## BEGIN
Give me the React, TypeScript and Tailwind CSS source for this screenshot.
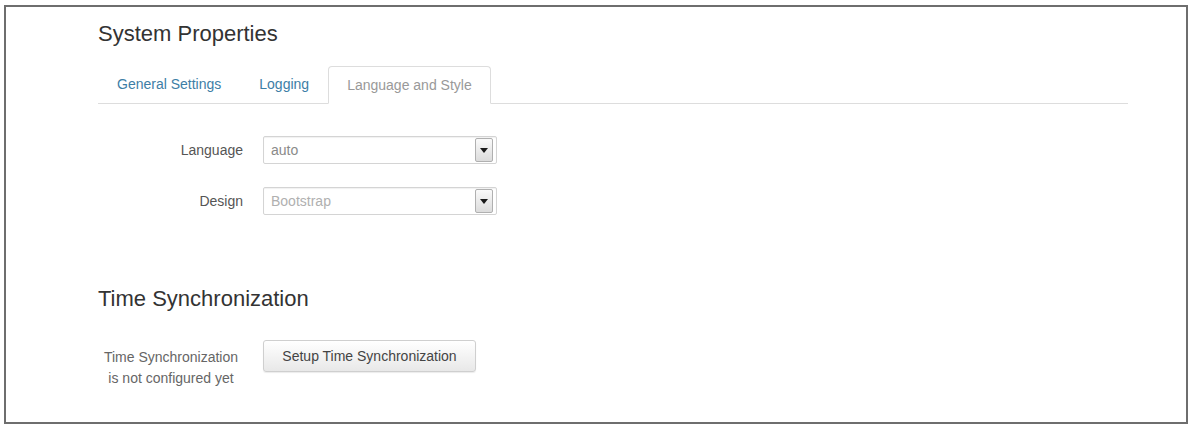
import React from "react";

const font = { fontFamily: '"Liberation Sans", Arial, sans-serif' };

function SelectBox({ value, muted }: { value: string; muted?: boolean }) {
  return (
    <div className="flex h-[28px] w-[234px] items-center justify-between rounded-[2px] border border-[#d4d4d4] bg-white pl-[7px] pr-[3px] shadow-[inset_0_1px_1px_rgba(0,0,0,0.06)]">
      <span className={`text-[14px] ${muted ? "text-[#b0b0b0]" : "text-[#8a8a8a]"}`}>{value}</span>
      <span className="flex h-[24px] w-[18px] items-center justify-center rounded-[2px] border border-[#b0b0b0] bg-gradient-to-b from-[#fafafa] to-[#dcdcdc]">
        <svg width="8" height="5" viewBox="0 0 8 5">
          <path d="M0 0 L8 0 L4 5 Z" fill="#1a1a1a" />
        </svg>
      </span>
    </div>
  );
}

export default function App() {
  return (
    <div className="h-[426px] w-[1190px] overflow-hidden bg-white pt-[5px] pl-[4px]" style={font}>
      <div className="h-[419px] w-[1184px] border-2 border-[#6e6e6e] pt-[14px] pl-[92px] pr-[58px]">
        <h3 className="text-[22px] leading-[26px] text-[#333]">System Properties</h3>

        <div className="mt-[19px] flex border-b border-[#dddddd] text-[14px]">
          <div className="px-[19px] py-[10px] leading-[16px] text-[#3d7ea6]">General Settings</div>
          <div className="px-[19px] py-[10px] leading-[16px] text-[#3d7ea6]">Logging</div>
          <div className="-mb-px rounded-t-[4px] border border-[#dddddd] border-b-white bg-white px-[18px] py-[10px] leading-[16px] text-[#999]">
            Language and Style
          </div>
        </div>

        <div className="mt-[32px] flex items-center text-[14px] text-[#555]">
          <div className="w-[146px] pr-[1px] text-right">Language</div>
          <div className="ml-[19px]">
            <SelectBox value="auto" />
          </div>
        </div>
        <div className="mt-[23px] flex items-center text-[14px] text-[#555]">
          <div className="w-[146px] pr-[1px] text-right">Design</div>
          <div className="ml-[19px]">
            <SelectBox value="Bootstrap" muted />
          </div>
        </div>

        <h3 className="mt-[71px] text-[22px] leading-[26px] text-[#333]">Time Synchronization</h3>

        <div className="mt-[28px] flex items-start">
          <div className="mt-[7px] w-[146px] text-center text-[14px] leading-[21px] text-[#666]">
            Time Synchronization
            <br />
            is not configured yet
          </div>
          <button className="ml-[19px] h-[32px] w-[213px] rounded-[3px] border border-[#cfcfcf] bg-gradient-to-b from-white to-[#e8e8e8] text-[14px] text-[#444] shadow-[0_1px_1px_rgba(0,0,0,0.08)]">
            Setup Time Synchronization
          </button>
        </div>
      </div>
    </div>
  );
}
## END
### OBJECTIVE
Copy out all the data exactly; skip the pictures.

### FINISHED ANSWER
Give me the React, TypeScript and Tailwind CSS source for this screenshot.
import React from "react";

const font = { fontFamily: '"Liberation Sans", Arial, sans-serif' };

function SelectBox({ value, muted }: { value: string; muted?: boolean }) {
  return (
    <div className="flex h-[28px] w-[234px] items-center justify-between rounded-[2px] border border-[#d4d4d4] bg-white pl-[7px] pr-[3px] shadow-[inset_0_1px_1px_rgba(0,0,0,0.06)]">
      <span className={`text-[14px] ${muted ? "text-[#b0b0b0]" : "text-[#8a8a8a]"}`}>{value}</span>
      <span className="flex h-[24px] w-[18px] items-center justify-center rounded-[2px] border border-[#b0b0b0] bg-gradient-to-b from-[#fafafa] to-[#dcdcdc]">
        <svg width="8" height="5" viewBox="0 0 8 5">
          <path d="M0 0 L8 0 L4 5 Z" fill="#1a1a1a" />
        </svg>
      </span>
    </div>
  );
}

export default function App() {
  return (
    <div className="h-[426px] w-[1190px] overflow-hidden bg-white pt-[5px] pl-[4px]" style={font}>
      <div className="h-[419px] w-[1184px] border-2 border-[#6e6e6e] pt-[14px] pl-[92px] pr-[58px]">
        <h3 className="text-[22px] leading-[26px] text-[#333]">System Properties</h3>

        <div className="mt-[19px] flex border-b border-[#dddddd] text-[14px]">
          <div className="px-[19px] py-[10px] leading-[16px] text-[#3d7ea6]">General Settings</div>
          <div className="px-[19px] py-[10px] leading-[16px] text-[#3d7ea6]">Logging</div>
          <div className="-mb-px rounded-t-[4px] border border-[#dddddd] border-b-white bg-white px-[18px] py-[10px] leading-[16px] text-[#999]">
            Language and Style
          </div>
        </div>

        <div className="mt-[32px] flex items-center text-[14px] text-[#555]">
          <div className="w-[146px] pr-[1px] text-right">Language</div>
          <div className="ml-[19px]">
            <SelectBox value="auto" />
          </div>
        </div>
        <div className="mt-[23px] flex items-center text-[14px] text-[#555]">
          <div className="w-[146px] pr-[1px] text-right">Design</div>
          <div className="ml-[19px]">
            <SelectBox value="Bootstrap" muted />
          </div>
        </div>

        <h3 className="mt-[71px] text-[22px] leading-[26px] text-[#333]">Time Synchronization</h3>

        <div className="mt-[28px] flex items-start">
          <div className="mt-[7px] w-[146px] text-center text-[14px] leading-[21px] text-[#666]">
            Time Synchronization
            <br />
            is not configured yet
          </div>
          <button className="ml-[19px] h-[32px] w-[213px] rounded-[3px] border border-[#cfcfcf] bg-gradient-to-b from-white to-[#e8e8e8] text-[14px] text-[#444] shadow-[0_1px_1px_rgba(0,0,0,0.08)]">
            Setup Time Synchronization
          </button>
        </div>
      </div>
    </div>
  );
}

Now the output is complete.